Weka's best first search method resulted into above attributes selection. Let's create a new copy of dataset with those attributes only

In [None]:
# As you see above, we only attributes 2,3 and 4 are important as judged by Weka for German Credit card data set. So we are going to load 
# data again and remove all the attributes from 5-21. Atrribute at index 1 is the class atrribute, so we'll keep that too
from weka.filters import Filter

data2 = loader.load_file(data_file)
# Filtering method 1
remove = Filter(classname="weka.filters.unsupervised.attribute.Remove", options=["-R", "5-21"])
remove.inputformat(data2)
filtered_data = remove.filter(data2)

print(filtered_data.subset(row_range="1-10"))

In [None]:
#Filtering method 2
#Another way of filtering columns usingthe following code. Here we are keeping only features 1-4 and 7.
filtered_data=data2.subset(col_range='1-4,7')

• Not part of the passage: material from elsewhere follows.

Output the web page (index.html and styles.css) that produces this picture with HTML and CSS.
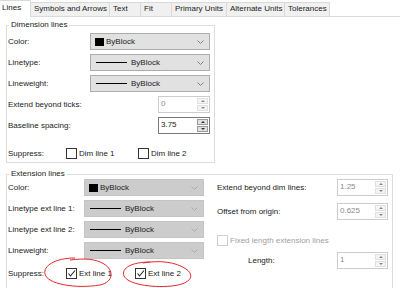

Now you can remove the above filtered data set as an input data set in the code examples shown above and repeat the experiments.

More examples on the use of different functionalities of Weka's Python package are here for curious readers:
http://fracpete.github.io/python-weka-wrapper3/examples.html

In [None]:
#If you are done stop the JVM (Java Virtual Machine)
jvm.stop()

It turns out that Weka's python package is easier and comprehensive than other Python packages.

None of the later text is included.